### SET PROBLEM
Give the number of lines in the data that hold the string "this". Nothing else is needed.

### MATERIAL PROVIDED
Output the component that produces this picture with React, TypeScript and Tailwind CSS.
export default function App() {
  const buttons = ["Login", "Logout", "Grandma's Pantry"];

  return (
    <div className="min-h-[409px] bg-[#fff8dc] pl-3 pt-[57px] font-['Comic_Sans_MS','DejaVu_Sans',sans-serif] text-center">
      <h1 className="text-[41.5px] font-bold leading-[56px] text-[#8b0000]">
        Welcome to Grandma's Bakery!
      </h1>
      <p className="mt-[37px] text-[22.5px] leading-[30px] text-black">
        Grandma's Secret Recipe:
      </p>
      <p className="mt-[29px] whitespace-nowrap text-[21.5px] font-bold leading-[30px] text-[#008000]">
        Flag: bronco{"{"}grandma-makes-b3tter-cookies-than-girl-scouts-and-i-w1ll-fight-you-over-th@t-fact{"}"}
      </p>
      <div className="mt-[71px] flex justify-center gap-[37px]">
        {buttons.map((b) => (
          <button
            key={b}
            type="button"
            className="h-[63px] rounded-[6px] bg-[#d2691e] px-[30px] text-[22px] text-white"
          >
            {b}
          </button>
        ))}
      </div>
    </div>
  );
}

==

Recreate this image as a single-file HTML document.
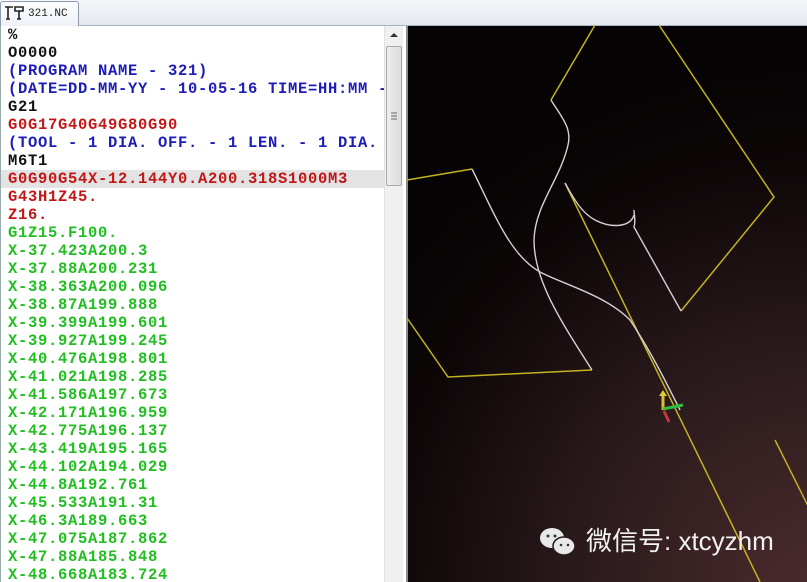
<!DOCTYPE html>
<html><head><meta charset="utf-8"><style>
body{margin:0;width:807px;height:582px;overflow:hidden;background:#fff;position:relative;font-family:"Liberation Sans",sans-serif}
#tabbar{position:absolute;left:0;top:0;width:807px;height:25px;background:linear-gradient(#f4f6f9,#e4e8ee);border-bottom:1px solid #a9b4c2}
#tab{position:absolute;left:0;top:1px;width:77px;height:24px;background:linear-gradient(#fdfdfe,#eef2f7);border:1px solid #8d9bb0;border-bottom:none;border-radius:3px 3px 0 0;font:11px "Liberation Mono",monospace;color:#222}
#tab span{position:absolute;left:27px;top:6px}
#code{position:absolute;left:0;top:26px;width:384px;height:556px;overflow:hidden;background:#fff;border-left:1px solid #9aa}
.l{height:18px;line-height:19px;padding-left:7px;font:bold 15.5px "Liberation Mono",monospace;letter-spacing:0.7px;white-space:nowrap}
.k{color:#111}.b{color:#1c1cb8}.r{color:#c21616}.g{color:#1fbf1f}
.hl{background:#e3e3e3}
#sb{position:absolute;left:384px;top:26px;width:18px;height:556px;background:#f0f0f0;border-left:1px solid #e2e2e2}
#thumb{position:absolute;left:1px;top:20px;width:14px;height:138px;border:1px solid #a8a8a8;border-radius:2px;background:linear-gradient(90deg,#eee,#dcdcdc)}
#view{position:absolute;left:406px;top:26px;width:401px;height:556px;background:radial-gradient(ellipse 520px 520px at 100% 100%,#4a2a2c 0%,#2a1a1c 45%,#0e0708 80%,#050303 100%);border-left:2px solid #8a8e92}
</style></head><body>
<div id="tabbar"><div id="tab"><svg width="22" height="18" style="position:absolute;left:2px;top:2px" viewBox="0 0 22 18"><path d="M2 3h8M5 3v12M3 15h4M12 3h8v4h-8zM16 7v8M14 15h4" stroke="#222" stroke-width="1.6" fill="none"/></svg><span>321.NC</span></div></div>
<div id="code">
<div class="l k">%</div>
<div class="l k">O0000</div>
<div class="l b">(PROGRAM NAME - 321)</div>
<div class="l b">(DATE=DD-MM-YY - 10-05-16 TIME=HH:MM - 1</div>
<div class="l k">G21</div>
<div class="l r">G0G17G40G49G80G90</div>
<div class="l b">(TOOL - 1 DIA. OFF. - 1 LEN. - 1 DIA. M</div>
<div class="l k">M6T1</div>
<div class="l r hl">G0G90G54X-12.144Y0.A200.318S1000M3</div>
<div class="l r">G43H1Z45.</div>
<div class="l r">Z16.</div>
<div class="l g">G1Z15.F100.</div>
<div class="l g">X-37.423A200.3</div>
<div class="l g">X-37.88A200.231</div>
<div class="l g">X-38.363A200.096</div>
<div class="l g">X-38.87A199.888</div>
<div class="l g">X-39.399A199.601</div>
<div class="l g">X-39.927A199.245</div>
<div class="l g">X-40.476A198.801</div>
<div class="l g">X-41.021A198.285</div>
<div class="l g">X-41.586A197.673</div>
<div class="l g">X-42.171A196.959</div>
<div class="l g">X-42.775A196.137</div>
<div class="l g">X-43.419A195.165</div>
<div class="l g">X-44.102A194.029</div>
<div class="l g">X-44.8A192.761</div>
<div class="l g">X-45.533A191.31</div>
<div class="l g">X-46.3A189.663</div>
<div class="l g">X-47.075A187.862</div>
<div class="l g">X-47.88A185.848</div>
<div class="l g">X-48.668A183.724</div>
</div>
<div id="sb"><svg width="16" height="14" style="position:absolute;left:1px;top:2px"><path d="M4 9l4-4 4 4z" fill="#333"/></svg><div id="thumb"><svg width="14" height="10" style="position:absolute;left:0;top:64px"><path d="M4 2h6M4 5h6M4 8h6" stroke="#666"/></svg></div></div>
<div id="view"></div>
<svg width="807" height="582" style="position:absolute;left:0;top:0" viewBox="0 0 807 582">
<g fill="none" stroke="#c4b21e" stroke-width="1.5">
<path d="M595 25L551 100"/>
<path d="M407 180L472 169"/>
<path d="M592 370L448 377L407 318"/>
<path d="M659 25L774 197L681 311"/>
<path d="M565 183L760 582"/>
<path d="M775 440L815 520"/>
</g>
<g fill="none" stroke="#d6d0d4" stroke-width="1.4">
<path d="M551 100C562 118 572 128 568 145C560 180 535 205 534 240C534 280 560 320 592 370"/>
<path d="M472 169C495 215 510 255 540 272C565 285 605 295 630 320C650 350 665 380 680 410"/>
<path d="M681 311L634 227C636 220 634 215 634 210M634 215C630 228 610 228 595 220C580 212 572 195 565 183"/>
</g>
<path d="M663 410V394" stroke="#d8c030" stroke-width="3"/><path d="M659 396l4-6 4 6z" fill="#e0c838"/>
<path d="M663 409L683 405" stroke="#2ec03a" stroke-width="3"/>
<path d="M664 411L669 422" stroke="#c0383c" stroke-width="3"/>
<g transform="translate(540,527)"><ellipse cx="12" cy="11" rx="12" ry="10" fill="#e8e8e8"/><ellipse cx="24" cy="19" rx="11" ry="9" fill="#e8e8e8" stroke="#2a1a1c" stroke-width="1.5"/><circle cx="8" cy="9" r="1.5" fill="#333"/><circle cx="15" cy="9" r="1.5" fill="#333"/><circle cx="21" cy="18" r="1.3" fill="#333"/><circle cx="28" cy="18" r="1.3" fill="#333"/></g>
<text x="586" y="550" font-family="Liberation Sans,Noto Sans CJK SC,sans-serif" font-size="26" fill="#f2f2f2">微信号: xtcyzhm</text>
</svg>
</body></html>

==

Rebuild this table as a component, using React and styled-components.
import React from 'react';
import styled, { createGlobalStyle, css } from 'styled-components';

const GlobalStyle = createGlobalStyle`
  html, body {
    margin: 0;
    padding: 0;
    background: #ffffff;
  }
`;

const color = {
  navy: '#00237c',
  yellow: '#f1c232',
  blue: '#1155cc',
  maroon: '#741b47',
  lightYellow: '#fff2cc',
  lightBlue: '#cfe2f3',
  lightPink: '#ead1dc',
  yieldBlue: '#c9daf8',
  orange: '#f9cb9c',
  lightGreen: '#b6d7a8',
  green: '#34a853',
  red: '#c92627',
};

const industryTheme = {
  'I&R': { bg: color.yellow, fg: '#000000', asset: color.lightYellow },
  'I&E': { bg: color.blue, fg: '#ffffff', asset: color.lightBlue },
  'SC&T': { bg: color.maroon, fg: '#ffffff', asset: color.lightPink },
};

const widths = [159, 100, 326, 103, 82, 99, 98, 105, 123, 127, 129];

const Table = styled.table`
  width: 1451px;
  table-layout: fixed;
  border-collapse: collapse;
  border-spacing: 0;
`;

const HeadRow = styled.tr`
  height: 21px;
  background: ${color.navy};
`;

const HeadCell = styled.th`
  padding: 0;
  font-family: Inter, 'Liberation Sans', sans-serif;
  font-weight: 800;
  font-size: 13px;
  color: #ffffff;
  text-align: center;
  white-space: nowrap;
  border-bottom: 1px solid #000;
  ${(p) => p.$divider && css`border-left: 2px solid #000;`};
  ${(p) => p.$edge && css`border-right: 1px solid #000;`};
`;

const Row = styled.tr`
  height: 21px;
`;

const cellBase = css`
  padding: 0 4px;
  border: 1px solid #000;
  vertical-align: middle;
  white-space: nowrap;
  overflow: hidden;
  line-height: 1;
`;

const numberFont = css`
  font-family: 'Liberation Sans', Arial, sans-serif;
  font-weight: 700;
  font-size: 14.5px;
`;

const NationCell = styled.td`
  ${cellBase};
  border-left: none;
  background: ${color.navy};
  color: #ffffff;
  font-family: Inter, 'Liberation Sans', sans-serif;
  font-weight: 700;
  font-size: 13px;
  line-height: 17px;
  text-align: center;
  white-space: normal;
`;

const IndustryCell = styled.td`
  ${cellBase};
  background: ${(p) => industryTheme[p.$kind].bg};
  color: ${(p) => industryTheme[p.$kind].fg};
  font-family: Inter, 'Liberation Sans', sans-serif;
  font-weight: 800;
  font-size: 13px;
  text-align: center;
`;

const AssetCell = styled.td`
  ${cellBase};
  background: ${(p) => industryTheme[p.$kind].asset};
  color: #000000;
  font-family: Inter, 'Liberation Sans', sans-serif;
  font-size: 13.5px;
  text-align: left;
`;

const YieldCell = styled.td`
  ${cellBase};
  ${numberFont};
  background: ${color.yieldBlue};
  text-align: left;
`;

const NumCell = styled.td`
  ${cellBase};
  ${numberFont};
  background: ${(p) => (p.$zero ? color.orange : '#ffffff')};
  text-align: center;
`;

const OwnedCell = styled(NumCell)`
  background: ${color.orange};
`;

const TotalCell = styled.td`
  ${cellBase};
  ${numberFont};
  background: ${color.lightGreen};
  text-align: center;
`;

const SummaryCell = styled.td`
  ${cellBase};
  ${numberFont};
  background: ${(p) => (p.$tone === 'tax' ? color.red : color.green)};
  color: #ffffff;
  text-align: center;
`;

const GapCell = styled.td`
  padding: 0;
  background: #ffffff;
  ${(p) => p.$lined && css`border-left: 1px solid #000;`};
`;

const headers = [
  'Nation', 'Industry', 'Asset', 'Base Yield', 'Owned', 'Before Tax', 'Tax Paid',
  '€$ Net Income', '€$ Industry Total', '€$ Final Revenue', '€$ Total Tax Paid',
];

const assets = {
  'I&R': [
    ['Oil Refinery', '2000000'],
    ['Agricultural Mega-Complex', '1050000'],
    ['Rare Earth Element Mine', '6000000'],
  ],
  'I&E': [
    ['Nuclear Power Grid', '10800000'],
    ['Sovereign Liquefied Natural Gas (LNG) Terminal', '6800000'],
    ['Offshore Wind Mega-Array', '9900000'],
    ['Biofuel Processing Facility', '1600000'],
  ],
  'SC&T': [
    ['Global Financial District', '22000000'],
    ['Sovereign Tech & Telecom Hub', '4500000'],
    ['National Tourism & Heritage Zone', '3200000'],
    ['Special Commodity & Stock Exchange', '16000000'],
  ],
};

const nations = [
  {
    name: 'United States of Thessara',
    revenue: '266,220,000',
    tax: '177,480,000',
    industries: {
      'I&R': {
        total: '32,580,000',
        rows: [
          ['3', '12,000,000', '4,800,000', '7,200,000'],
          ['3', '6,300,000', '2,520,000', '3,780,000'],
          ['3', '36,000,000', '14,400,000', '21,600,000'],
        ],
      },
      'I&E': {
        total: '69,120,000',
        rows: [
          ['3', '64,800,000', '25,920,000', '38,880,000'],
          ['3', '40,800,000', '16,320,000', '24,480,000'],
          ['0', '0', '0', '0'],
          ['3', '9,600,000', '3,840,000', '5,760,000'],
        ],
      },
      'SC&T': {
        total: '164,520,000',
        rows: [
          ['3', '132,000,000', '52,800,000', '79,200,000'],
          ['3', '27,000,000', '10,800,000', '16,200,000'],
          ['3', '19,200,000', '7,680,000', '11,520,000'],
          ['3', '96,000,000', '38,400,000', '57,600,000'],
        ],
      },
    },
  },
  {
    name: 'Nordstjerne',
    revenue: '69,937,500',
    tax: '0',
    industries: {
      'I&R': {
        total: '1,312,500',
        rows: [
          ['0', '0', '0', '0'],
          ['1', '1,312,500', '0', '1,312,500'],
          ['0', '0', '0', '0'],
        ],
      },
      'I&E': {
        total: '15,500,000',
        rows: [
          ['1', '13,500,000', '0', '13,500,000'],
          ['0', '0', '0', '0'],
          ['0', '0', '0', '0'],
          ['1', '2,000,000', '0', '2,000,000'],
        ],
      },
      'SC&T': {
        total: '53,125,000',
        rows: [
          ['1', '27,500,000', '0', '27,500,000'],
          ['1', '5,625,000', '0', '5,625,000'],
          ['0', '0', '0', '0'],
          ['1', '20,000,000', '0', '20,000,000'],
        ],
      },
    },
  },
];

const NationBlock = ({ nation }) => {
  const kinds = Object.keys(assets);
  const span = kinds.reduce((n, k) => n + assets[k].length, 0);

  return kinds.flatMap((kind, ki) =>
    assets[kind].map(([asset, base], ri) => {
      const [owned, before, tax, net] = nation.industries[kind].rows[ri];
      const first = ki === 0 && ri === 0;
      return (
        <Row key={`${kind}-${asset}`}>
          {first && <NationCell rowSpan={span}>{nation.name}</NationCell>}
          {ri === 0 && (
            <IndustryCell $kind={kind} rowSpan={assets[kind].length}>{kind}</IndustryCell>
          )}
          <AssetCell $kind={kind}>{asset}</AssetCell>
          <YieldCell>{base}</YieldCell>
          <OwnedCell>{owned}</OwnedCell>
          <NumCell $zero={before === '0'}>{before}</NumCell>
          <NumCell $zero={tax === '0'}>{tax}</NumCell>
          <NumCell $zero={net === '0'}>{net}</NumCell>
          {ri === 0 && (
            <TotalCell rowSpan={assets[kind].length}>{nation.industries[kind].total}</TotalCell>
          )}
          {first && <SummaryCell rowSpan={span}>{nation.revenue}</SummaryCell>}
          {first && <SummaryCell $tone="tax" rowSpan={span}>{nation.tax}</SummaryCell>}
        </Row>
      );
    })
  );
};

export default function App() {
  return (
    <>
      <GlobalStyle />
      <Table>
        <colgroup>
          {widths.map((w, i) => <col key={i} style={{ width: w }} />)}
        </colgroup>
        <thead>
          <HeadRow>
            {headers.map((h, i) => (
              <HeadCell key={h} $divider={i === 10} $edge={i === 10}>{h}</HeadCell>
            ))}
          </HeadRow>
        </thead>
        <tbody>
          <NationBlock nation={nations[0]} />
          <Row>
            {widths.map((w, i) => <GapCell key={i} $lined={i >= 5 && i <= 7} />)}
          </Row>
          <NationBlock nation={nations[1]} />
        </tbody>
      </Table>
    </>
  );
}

### WORKED ANSWER
3